Having removed a dictator who hated free peoples, we will not stand by as a new set of killers, dedicated to the destruction of our country, seizes control of Iraq by violence. There is always a temptation in the middle of a long struggle to seek the quiet life, to escape the duties and problems in the world and to hope the enemy grows weary of fanaticism and tired of murder. That would be a pleasant world, but it’s not the world we live in. The enemy is never tired, never sated, never content with yesterday’s brutality. This enemy considers every retreat of the civilized world as an invitation to greater violence. In Iraq, there is no peace without victory, and so we will keep our nerve and win that victory.

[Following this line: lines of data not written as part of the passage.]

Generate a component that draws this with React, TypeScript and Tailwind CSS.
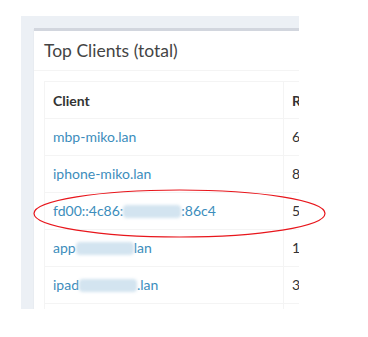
const rows: {name: React.ReactNode; count: string}[] = [
  {name: 'mbp-miko.lan', count: '6'},
  {name: 'iphone-miko.lan', count: '8'},
  {
    name: (
      <>
        fd00::4c86:
        <Smudge />
        :86c4
      </>
    ),
    count: '5',
  },
  {
    name: (
      <>
        app
        <Smudge />
        lan
      </>
    ),
    count: '1',
  },
  {
    name: (
      <>
        ipad
        <Smudge />
        .lan
      </>
    ),
    count: '3',
  },
];

// redacted part of a hostname
function Smudge() {
  return (
    <span
      aria-hidden
      className="inline-block h-[13px] w-[58px] align-[-2px] rounded-sm bg-[#d3e4f0] blur-[1.5px]"
    />
  );
}

export default function App() {
  return (
    <div className="relative h-[337px] w-[368px] bg-white font-['Lato','Open_Sans',sans-serif] text-[#333]">
      <div className="pl-[21px] pt-[16px]">
        <div className="h-[293px] w-[278px] overflow-hidden bg-[#ecf0f5] pl-[13px] pt-[12px]">
          <div className="w-[400px] border-t-[3px] border-[#d2d6de] bg-white shadow-[0_1px_1px_rgba(0,0,0,0.1)]">
            <div className="h-[40px] border-b border-[#f4f4f4] px-[10px] py-[10px]">
              <h3 className="text-[17.5px] leading-[20px] text-[#444]">Top Clients (total)</h3>
            </div>
            <div className="p-[10px]">
              <table className="w-[380px] border-collapse border border-[#f4f4f4] text-[14px]">
                <thead>
                  <tr className="h-[37px]">
                    <th className="w-[239px] border border-[#f4f4f4] px-[8px] text-left font-bold">
                      Client
                    </th>
                    <th className="border border-[#f4f4f4] px-[8px] text-left font-bold">
                      Requests
                    </th>
                  </tr>
                </thead>
                <tbody>
                  {rows.map((r, i) => (
                    <tr key={i} className="h-[37px]">
                      <td className="border border-[#f4f4f4] px-[8px] leading-[20px]">
                        <a href="#" className="whitespace-nowrap text-[#3c8dbc]">
                          {r.name}
                        </a>
                      </td>
                      <td className="border border-[#f4f4f4] px-[8px] leading-[20px]">{r.count}</td>
                    </tr>
                  ))}
                  <tr className="h-[37px]">
                    <td className="border border-[#f4f4f4]" />
                    <td className="border border-[#f4f4f4]" />
                  </tr>
                </tbody>
              </table>
            </div>
          </div>
        </div>
      </div>
      {/* annotation ring */}
      <svg className="pointer-events-none absolute left-0 top-0" width="368" height="337">
        <ellipse cx="179.5" cy="213.5" rx="145.5" ry="23.5" fill="none" stroke="#e8161c" strokeWidth="1.2" />
      </svg>
    </div>
  );
}
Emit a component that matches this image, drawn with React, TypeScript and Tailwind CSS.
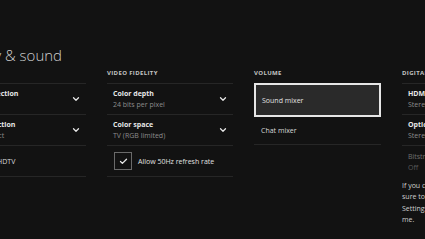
import { Check, ChevronDown } from 'lucide-react';

type Row = { title: string; sub?: string; chevron?: boolean };

function Header({ children }: { children: string }) {
  return (
    <div className="h-[15px] whitespace-nowrap text-[6px] font-bold leading-[10px] tracking-[0.06em] text-[#c4c4c4]">
      {children}
    </div>
  );
}

function SettingRow({ title, sub, chevron }: Row) {
  return (
    <div className="flex h-[31px] items-center justify-between border-b border-[#262626] pl-[6px] pr-[5px]">
      <div className="flex flex-col whitespace-nowrap">
        <span className="text-[7px] font-bold leading-[11px] text-[#e8e8e8]">{title}</span>
        {sub && <span className="text-[7px] leading-[11px] text-[#8c8c8c]">{sub}</span>}
      </div>
      {chevron && <ChevronDown className="h-[10px] w-[10px] text-[#e8e8e8]" strokeWidth={3} />}
    </div>
  );
}

export default function App() {
  return (
    <div
      className="h-[239px] w-[425px] overflow-hidden bg-[#121212] pt-[45px]"
      style={{ fontFamily: '"Open Sans", "Noto Sans", sans-serif' }}
    >
      <div className="ml-[-47px] mb-[-1px] h-[24px] whitespace-nowrap text-[15px] font-light leading-[20px] text-[#cfcfcf]">
        Display &amp; sound
      </div>

      <div className="ml-[-40px] flex gap-[21px]">
        {/* Video output */}
        <div className="w-[126px] shrink-0">
          <div className="ml-[-20px]">
            <Header>VIDEO</Header>
          </div>
          <div className="border-t border-[#262626]">
            <SettingRow title="Input selection" sub="1080p" chevron />
            <SettingRow title="TV connection" sub="Auto-detect" chevron />
            <div className="flex h-[31px] items-center border-b border-[#262626] pl-[6px]">
              <span className="whitespace-nowrap text-[7px] leading-[11px] text-[#d8d8d8]">Calibrate HDTV</span>
            </div>
          </div>
        </div>

        {/* Video fidelity */}
        <div className="w-[126px] shrink-0">
          <Header>VIDEO FIDELITY</Header>
          <div className="border-t border-[#262626]">
            <SettingRow title="Color depth" sub="24 bits per pixel" chevron />
            <SettingRow title="Color space" sub="TV (RGB limited)" chevron />
            <div className="flex h-[31px] items-center gap-[6px] border-b border-[#262626] pl-[7px]">
              <div className="flex h-[18px] w-[18px] items-center justify-center border border-[#6a6a6a]">
                <Check className="h-[9px] w-[9px] text-[#e8e8e8]" strokeWidth={3.5} />
              </div>
              <span className="whitespace-nowrap text-[7px] leading-[11px] text-[#e0e0e0]">
                Allow 50Hz refresh rate
              </span>
            </div>
          </div>
        </div>

        {/* Volume */}
        <div className="w-[127px] shrink-0">
          <Header>VOLUME</Header>
          <div className="flex h-[34px] items-center border-2 border-[#e6e6e6] bg-[#2a2a2a] pl-[6px]">
            <span className="text-[7px] leading-[11px] text-[#e0e0e0]">Sound mixer</span>
          </div>
          <div className="flex h-[28px] items-center border-b border-[#262626] pl-[7px]">
            <span className="text-[7px] leading-[11px] text-[#d8d8d8]">Chat mixer</span>
          </div>
        </div>

        {/* Digital audio */}
        <div className="w-[126px] shrink-0">
          <Header>DIGITAL AUDIO</Header>
          <div className="border-t border-[#262626]">
            <SettingRow title="HDMI audio" sub="Stereo uncompressed" />
            <SettingRow title="Optical audio" sub="Stereo uncompressed" />
            <div className="flex h-[31px] flex-col justify-center pl-[6px]">
              <span className="whitespace-nowrap text-[7px] leading-[11px] text-[#707070]">Bitstream format</span>
              <span className="text-[7px] leading-[11px] text-[#5a5a5a]">Off</span>
            </div>
            <p className="mt-[3px] whitespace-nowrap text-[7px] leading-[11.3px] text-[#d0d0d0]">
              If you can&apos;t hear anything, make
              <br />
              sure to check your audio
              <br />
              Settings, or ask someone to help
              <br />
              me.
            </p>
          </div>
        </div>
      </div>
    </div>
  );
}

[…]Throughout history, tyrants and would-be tyrants have always claimed that murder is justified to serve their grand vision, and they end up alienating decent people across the globe. Tyrants and would- be tyrants have always claimed that regimented societies are strong and pure, until those societies collapse in corruption and decay.
And tyrants and would-be tyrants have always claimed that free men and women are weak and decadent until the day that free men and women defeat them.
We don’t know the course of our own struggle, where it will take us, or the sacrifices that might lie ahead, but we do know, however, that the defense of freedom is worth our sacrifice. We do know the love of freedom is the mightiest force of history, and we do know the cause of freedom will once again prevail.
Thank you for having me. May God bless you all.